In Orthodox Judaism, we often speak about “eved HaShem” aka a slave of God. It’s a good thing.
Judaism has complex views on slavery.
In his book, Homo americanus: Child of the Postmodern Age, Tom Sunic writes:
…[George Fitzhugh] understood that each honorable person in a given social circumstance must be a slave to higher ethical goals. A slave does not only mean a physical slave, subject to physical torments on the part of his master; it could be a highly cultivated person or a leader who decides to become a slave to his Promethean self-ascribed intellectual goals…
Black slavery was to Fitzhugh a matter of fact; a social bond necessary for black Americans, who due to their incapacity to equally participate in free trade and cut throat competition, are far better off in farm bondage in the South, supervised by a paternalistic white farmer, than working for a Northern white crook who pontificates about human rights and strips them of human dignity.

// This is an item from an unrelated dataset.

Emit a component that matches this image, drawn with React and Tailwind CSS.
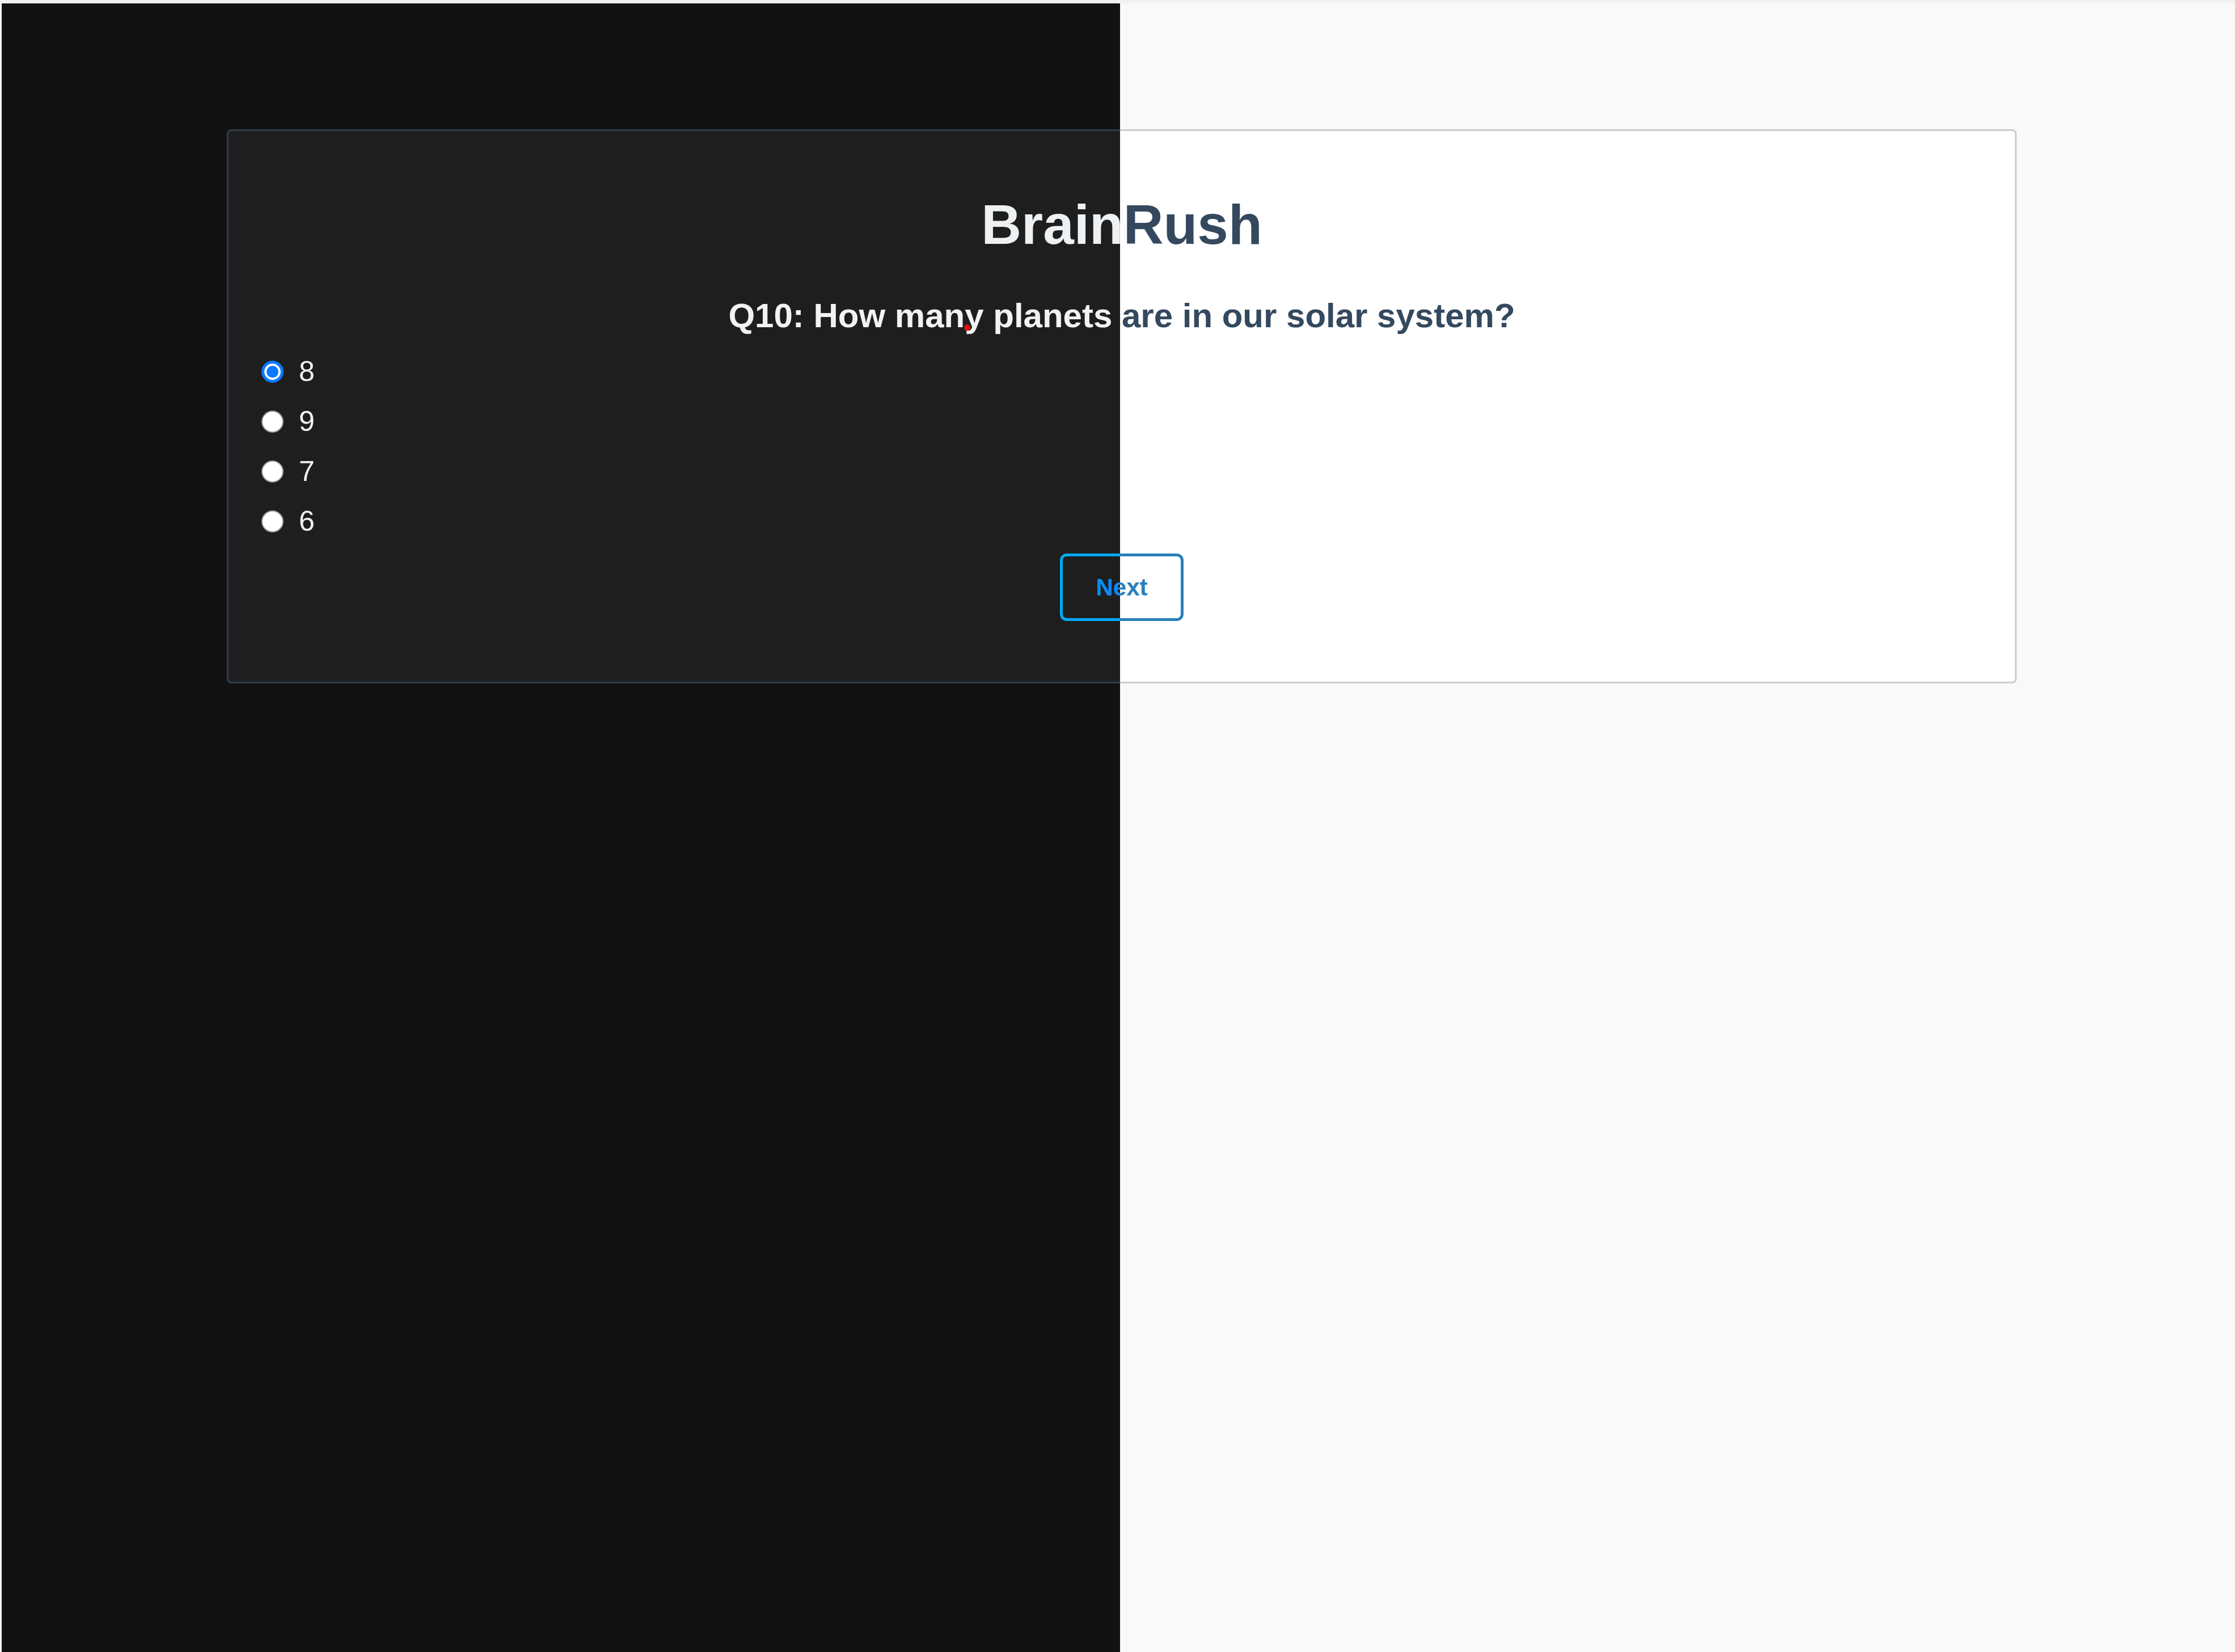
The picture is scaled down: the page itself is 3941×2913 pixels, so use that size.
import React, { useState } from 'react';

const options = ['8', '9', '7', '6'];

const Quiz = ({ dark, selected, onSelect }) => {
    const page = dark ? 'bg-[#121212]' : 'bg-[#f9f9f9]';
    const card = dark ? 'bg-[#1e1e1e] border-[#2f3e4f]' : 'bg-white border-[#cccccc]';
    const title = dark ? 'text-[#eef1f3]' : 'text-[#34495e]';
    const question = dark ? 'text-[#f2f2f2]' : 'text-[#34495e]';
    const label = dark ? 'text-[#f0f0f0]' : 'text-[#333333]';
    const button = dark ? 'border-[#03a9f4] text-[#0a8cf5]' : 'border-[#2980b9] text-[#2980b9]';

    return (
    <div className={`w-[3941px] h-[2913px] ${page}`} style={{ fontFamily: '"Liberation Sans", Arial, sans-serif' }}>
        <div className="h-[6px] bg-[#f1f1f1]" />
        <div className="pt-[222px]">
        <div className={`ml-[400px] w-[3156px] border-[3px] rounded-[8px] pt-[109px] pb-[107px] ${card}`}>
            <h1 className={`text-center text-[98px] leading-[113px] font-bold ${title}`}>BrainRush</h1>
            <h2 className={`mt-[69px] text-center text-[60px] leading-[69px] font-bold ${question}`}>
            Q10: How many planets are in our solar system?
            </h2>
            <div className="mt-[20px] pl-[58px] flex flex-col">
            {options.map((opt) => (
                <label key={opt} className="h-[88px] flex items-center gap-[27px] cursor-pointer">
                <input
                    type="radio"
                    name={dark ? 'answer-dark' : 'answer-light'}
                    checked={selected === opt}
                    onChange={() => onSelect(opt)}
                    className="appearance-none w-[39px] h-[39px] rounded-full bg-white border-[2px] border-[#9a9a9a] checked:border-[5px] checked:border-[#0a78ff] checked:bg-[#0a78ff] checked:shadow-[inset_0_0_0_4px_white]"
                />
                <span className={`text-[50px] leading-[58px] ${label}`}>{opt}</span>
                </label>
            ))}
            </div>
            <div className="mt-[13px] flex justify-center">
            <button
                type="button"
                className={`w-[218px] h-[119px] border-[5px] rounded-[12px] bg-transparent text-[42px] font-bold ${button}`}
            >
                Next
            </button>
            </div>
        </div>
        </div>
    </div>
    );
};

const App = () => {
    const [selected, setSelected] = useState('8');

    return (
    <div className="relative w-[3941px] h-[2913px] overflow-hidden">
        <Quiz dark={false} selected={selected} onSelect={setSelected} />
        {/* dark theme preview covering the left half */}
        <div className="absolute top-[6px] left-[3px] w-[1972px] bottom-0 overflow-hidden">
        <div className="-mt-[6px] -ml-[3px]">
            <Quiz dark selected={selected} onSelect={setSelected} />
        </div>
        </div>
        <span className="absolute left-[1700px] top-[572px] w-[11px] h-[11px] rounded-full bg-[#e01010]" />
    </div>
    );
};

export default App;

George Fitzhugh (November 4, 1806 – July 30, 1881) was an American social theorist who published racial and slavery-based sociological theories in the antebellum era. He argued that “the negro is but a grown up child”[1][2] who needs the economic and social protections of slavery. Fitzhugh decried capitalism as spawning “a war of the rich with the poor, and the poor with one another”[3] – rendering free blacks “far outstripped or outwitted in the chase of free competition.”[4] Slavery, he contended, ensured that blacks would be economically secure and morally civilized.
Fitzhugh practiced law and was a painter for years, but attracted both fame and infamy when he published two sociological tracts for the South. He was a leading pro-slavery intellectual[5] and spoke for many of the Southern plantation owners. Before printing books, Fitzhugh tried his hand at a pamphlet titled “Slavery Justified” (1849). His first book, Sociology for the South (1854) was not as widely known as his second book, Cannibals All! (1857).
Fitzhugh differed from nearly all of his southern contemporaries by advocating a slavery that crossed racial boundaries. Writing in the Richmond Inquirer on 15 December 1855, Fitzhugh proclaimed: “The principle of slavery is in itself right, and does not depend on difference of complexion”, “Nature has made the weak in mind or body slaves … The wise and virtuous, the strong in body and mind, are born to command”, and “The Declaration of Independence is exuberantly false, and aborescently fallacious.